Another thing that caught my eye is Solana's Token22 software package. Token22 is a token software enhancement package that brings a ton of additional functionality to Solana tokens, including custom permissions and confidential transactions, aka privacy.
For further rabbit holes on what is exciting the Solana community, listen to the latter half of my conversation with Austin and Anatoly at Breakpoint!
So, am I bullish Solana?
Solana has certainly captured more of my attention lately. So, what's the deal? Is Bankless finally bullish Solana? Or is David's attention being truly captured by the Solana community engagement-attacking him inside of the arena of Twitter narrative warfare campaigns? Is it something else?
To be honest, I don't have an answer here. Chris Burniske recently attempted to try and shoehorn me into either bullish or bearish SOL on Twitter, which I felt frustrated by.

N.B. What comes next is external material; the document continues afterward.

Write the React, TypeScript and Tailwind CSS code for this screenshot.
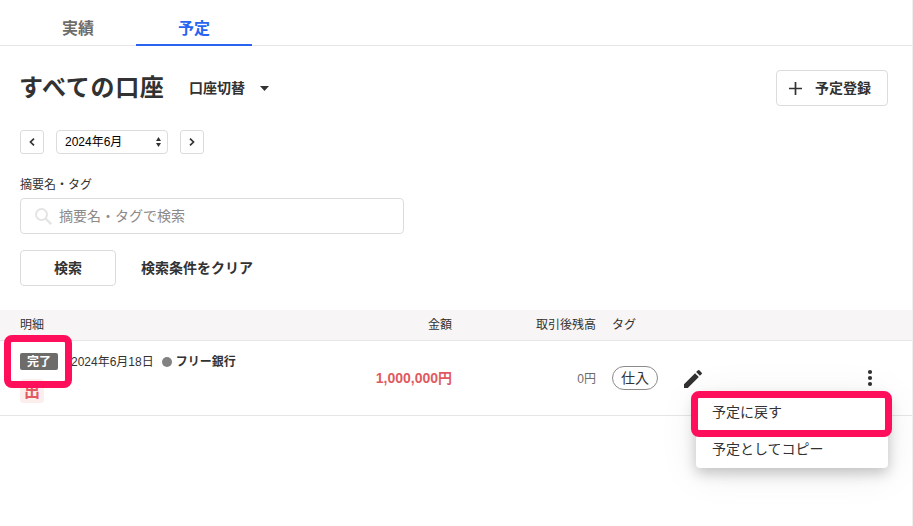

How I intend to engage with the Solana community, I will let the future decide. I do know that I vibe with the Ethereum community at a very deep level, and that part of that Ethereum community spirit still feels meaningfully absent in the Solana community.
It was disheartening to see a fully packed room during a panel conversation on Solana validator economics, and then when the next panel came on to discuss the future of Solana community governance, the completely full room emptied out.

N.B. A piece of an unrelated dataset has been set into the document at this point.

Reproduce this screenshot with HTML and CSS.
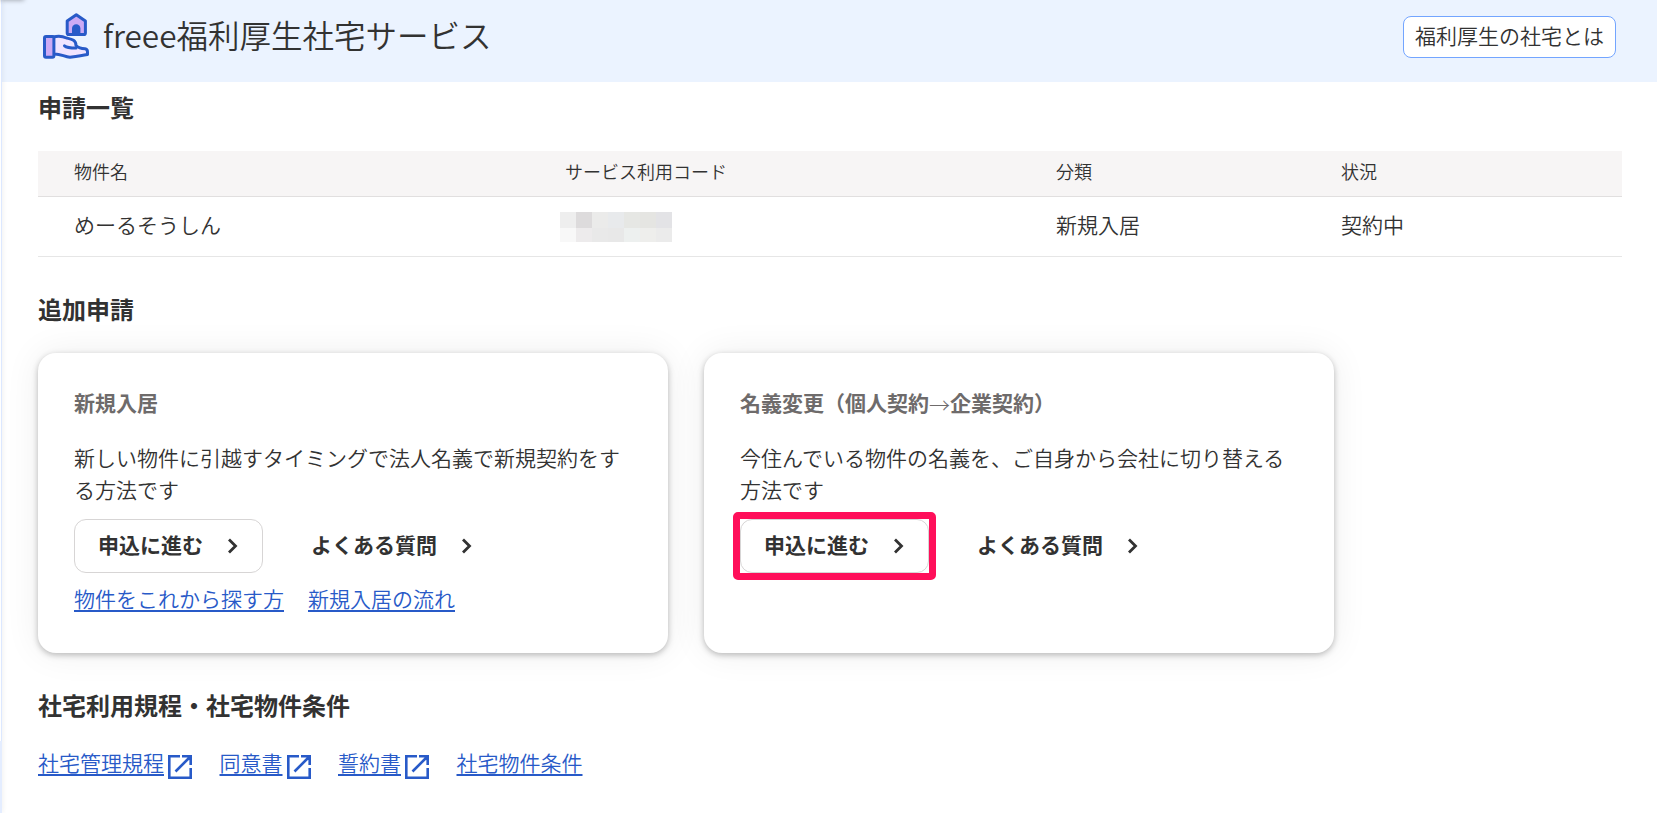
FILE: index.html
```html
<!DOCTYPE html>
<html lang="ja">
<head>
  <meta charset="UTF-8" />
  <title>freee福利厚生社宅サービス</title>
  <link rel="stylesheet" href="styles.css">
</head>
<body>

<div class="side-edge"></div>
<div class="side-tab"></div>

<header class="header">
  <svg class="logo" viewBox="0 0 46 46" fill="none" stroke="#285ac8" stroke-width="3" stroke-linejoin="round" stroke-linecap="round">
    <path fill="#ccaaf5" d="M33.3 1.7 L42.4 8 V20 Q42.4 21.6 40.8 21.6 H25.8 Q24.2 21.6 24.2 20 V8 Z" />
    <path fill="#285ac8" stroke="none" d="M29 22 V15.5 a4.2 4.2 0 0 1 8.4 0 V22 Z" />
    <path fill="#f0e4ff" d="M10.5 24 C16 22.6 20 23.4 23.5 25 C29 26.3 33 27 33 32.5 C36 35.5 39 35.7 42 35.7 Q44.5 36 44.5 39 V41.5 C39 42.5 33 43.4 27 44.3 C21 43.6 17 40.5 10.5 41 Z" />
    <path d="M21.5 32.8 C24 35 28 35 33 35" />
    <rect fill="#ccaaf5" x="1.5" y="23.5" width="9.4" height="20.8" rx="1.5" />
  </svg>
  <h1 class="title">freee福利厚生社宅サービス</h1>
  <a class="about-button">福利厚生の社宅とは</a>
</header>

<main class="main">
  <h2 class="heading">申請一覧</h2>

  <table class="list">
    <thead>
      <tr>
        <th class="col-name">物件名</th>
        <th class="col-code">サービス利用コード</th>
        <th class="col-type">分類</th>
        <th>状況</th>
      </tr>
    </thead>
    <tbody>
      <tr>
        <td>めーるそうしん</td>
        <td class="code">
          <svg class="masked" viewBox="0 0 112 30" shape-rendering="crispEdges">
            <rect x="0" y="0" width="16" height="16" fill="#eeeeee" />
            <rect x="16" y="0" width="16" height="16" fill="#dddbdc" />
            <rect x="32" y="0" width="16" height="16" fill="#ebebea" />
            <rect x="48" y="0" width="16" height="16" fill="#e8eaec" />
            <rect x="64" y="0" width="16" height="16" fill="#e6e7e4" />
            <rect x="80" y="0" width="16" height="16" fill="#e5e5e2" />
            <rect x="96" y="0" width="16" height="16" fill="#e3e3e6" />
            <rect x="0" y="16" width="16" height="14" fill="#f8f8f8" />
            <rect x="16" y="16" width="16" height="14" fill="#edebec" />
            <rect x="32" y="16" width="16" height="14" fill="#e9e9e9" />
            <rect x="48" y="16" width="16" height="14" fill="#e8e8e8" />
            <rect x="64" y="16" width="16" height="14" fill="#edf0ef" />
            <rect x="80" y="16" width="16" height="14" fill="#eeeeec" />
            <rect x="96" y="16" width="16" height="14" fill="#ebebeb" />
          </svg>
        </td>
        <td>新規入居</td>
        <td>契約中</td>
      </tr>
    </tbody>
  </table>

  <h2 class="heading heading-add">追加申請</h2>

  <div class="cards">
    <section class="card">
      <h3 class="card-title">新規入居</h3>
      <p class="card-text">新しい物件に引越すタイミングで法人名義で新規契約をする方法です</p>
      <div class="actions">
        <a class="button button-border">申込に進む
          <svg class="chevron" viewBox="0 0 12 16"><path d="M2 1.5 L8.5 8 L2 14.5" /></svg>
        </a>
        <a class="button">よくある質問
          <svg class="chevron" viewBox="0 0 12 16"><path d="M2 1.5 L8.5 8 L2 14.5" /></svg>
        </a>
      </div>
      <div class="card-links">
        <a class="link">物件をこれから探す方</a>
        <a class="link">新規入居の流れ</a>
      </div>
    </section>

    <section class="card">
      <h3 class="card-title">名義変更（個人契約<span class="arrow">→</span>企業契約）</h3>
      <p class="card-text">今住んでいる物件の名義を、ご自身から会社に切り替える方法です</p>
      <div class="actions">
        <a class="button button-border highlight">申込に進む
          <svg class="chevron" viewBox="0 0 12 16"><path d="M2 1.5 L8.5 8 L2 14.5" /></svg>
        </a>
        <a class="button">よくある質問
          <svg class="chevron" viewBox="0 0 12 16"><path d="M2 1.5 L8.5 8 L2 14.5" /></svg>
        </a>
      </div>
    </section>
  </div>

  <h2 class="heading heading-rules">社宅利用規程・社宅物件条件</h2>

  <div class="rules">
    <div class="rule"><a class="link">社宅管理規程</a><svg class="external" viewBox="0 0 24 24"><path d="M12 1.3 H1.3 V22.7 H22.7 V13 M14 1.3 H22.7 V10 M22 2 L7.5 16.5" /></svg></div>
    <div class="rule"><a class="link">同意書</a><svg class="external" viewBox="0 0 24 24"><path d="M12 1.3 H1.3 V22.7 H22.7 V13 M14 1.3 H22.7 V10 M22 2 L7.5 16.5" /></svg></div>
    <div class="rule"><a class="link">誓約書</a><svg class="external" viewBox="0 0 24 24"><path d="M12 1.3 H1.3 V22.7 H22.7 V13 M14 1.3 H22.7 V10 M22 2 L7.5 16.5" /></svg></div>
    <div class="rule"><a class="link">社宅物件条件</a></div>
  </div>
</main>

</body>
</html>
```
FILE: styles.css
```css
* {
  box-sizing: border-box;
}

body {
  margin: 0;
  height: 813px;
  overflow: hidden;
  background: #fff;
  color: #323232;
  font-family: "Noto Sans CJK JP", sans-serif;
  font-size: 21px;
  font-weight: 350;
  line-height: 32px;
}

h1, h2, h3, p {
  margin: 0;
}

/* edge of the side menu */
.side-edge {
  position: absolute;
  left: 0;
  top: 0;
  width: 2px;
  height: 813px;
  background: linear-gradient(to right, #fff 1px, #dce8ff 1px);
  box-shadow: 0 0 5px rgba(0, 0, 0, 0.12);
}

.side-edge::after {
  content: "";
  position: absolute;
  left: 0;
  bottom: 0;
  width: 2px;
  height: 72px;
  background: #e4edff;
}

.side-tab {
  position: absolute;
  left: 0;
  top: -4px;
  width: 24px;
  height: 4px;
  box-shadow: 0 0 5px rgba(0, 0, 0, 0.4);
}

.header {
  display: flex;
  align-items: center;
  height: 82px;
  padding: 0 41px 10px 43px;
  background: #ebf3ff;
}

.logo {
  width: 46px;
  height: 46px;
}

.title {
  margin: -4px 0 0 14px;
  font-size: 31.5px;
  font-weight: 350;
  line-height: 46px;
}

.about-button {
  display: flex;
  align-items: center;
  justify-content: center;
  width: 213px;
  height: 42px;
  margin: 2px 0 0 auto;
  padding-bottom: 5px;
  border: 1px solid #73a5ff;
  border-radius: 8px;
  background: #fff;
}

.main {
  padding: 7px 35px 0 38px;
}

.heading {
  font-size: 24px;
  font-weight: 700;
  line-height: 36px;
}

.list {
  width: 100%;
  margin-top: 26px;
  border-collapse: separate;
  border-spacing: 0;
  table-layout: fixed;
}

.list th {
  height: 46px;
  padding: 0 0 4px 36px;
  border-bottom: 1px solid #e1dfdf;
  background: #f7f5f5;
  font-size: 18px;
  font-weight: 350;
  line-height: 27px;
  text-align: left;
}

.list td {
  height: 60px;
  padding: 0 0 5px 36px;
  border-bottom: 1px solid #e6e6e6;
}

.list .code {
  padding-bottom: 0;
}

.col-name, .col-code {
  width: 491px;
}

.col-type {
  width: 285px;
}

.masked {
  display: block;
  width: 112px;
  height: 30px;
  margin-left: -5px;
}

.heading-add {
  margin-top: 34px;
}

.cards {
  display: flex;
  gap: 36px;
  margin-top: 26px;
}

.card {
  width: 630px;
  height: 300px;
  padding: 33px 36px;
  border-radius: 18px;
  background: #fff;
  box-shadow: 0 0 36px rgba(0, 0, 0, 0.07), 0 2px 6px rgba(0, 0, 0, 0.26);
}

.card-title {
  color: #6e6b6b;
  font-size: 21px;
  font-weight: 700;
  line-height: 32px;
}

.card-text {
  width: 550px;
  margin-top: 23px;
}

.arrow {
  font-weight: 300;
  position: relative;
  top: 2px;
}

.actions {
  display: flex;
  gap: 24px;
  margin-top: 14px;
}

.button {
  display: flex;
  align-items: center;
  gap: 24px;
  height: 54px;
  padding: 0 23px 5px;
  border: 1px solid transparent;
  border-radius: 12px;
  font-weight: 700;
  white-space: nowrap;
}

.button-border {
  width: 189px;
  border-color: #d7d5d5;
}

.highlight {
  position: relative;
}

.highlight::after {
  content: "";
  position: absolute;
  box-sizing: border-box;
  left: -8px;
  top: -8px;
  width: 203px;
  height: 68px;
  border: 7px solid #ff0f5a;
  border-radius: 5px;
}

.chevron {
  flex-shrink: 0;
  width: 12px;
  height: 16px;
  margin-top: 4px;
  fill: none;
  stroke: #323232;
  stroke-width: 2.8;
}

.card-links {
  display: flex;
  gap: 24px;
  margin-top: 9px;
}

.link {
  color: #285ac8;
  text-decoration: underline;
  text-decoration-thickness: 2px;
  text-underline-offset: 3px;
}

.heading-rules {
  margin-top: 34px;
}

.rules {
  display: flex;
  gap: 27.5px;
  margin-top: 23px;
}

.rule {
  display: flex;
}

.external {
  width: 24px;
  height: 24px;
  margin: 9px 0 0 4px;
  fill: none;
  stroke: #285ac8;
  stroke-width: 2.6;
}
```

Putting on my Solana-bear hat, this is the obvious outcome of a network which went-to-mark by compromising on decentralization in the hopes of decentralizing the network over time. This attracted a certain community that does not value decentralization as much as the rest of the industry, and the supply of community attention towards efforts like community ownership and decentralization is reflected as such.
Or maybe these conversations are just getting started, and I'm selling this part of Solana short – time will tell!
For now, that's everything I learned at Solana Breakpoint!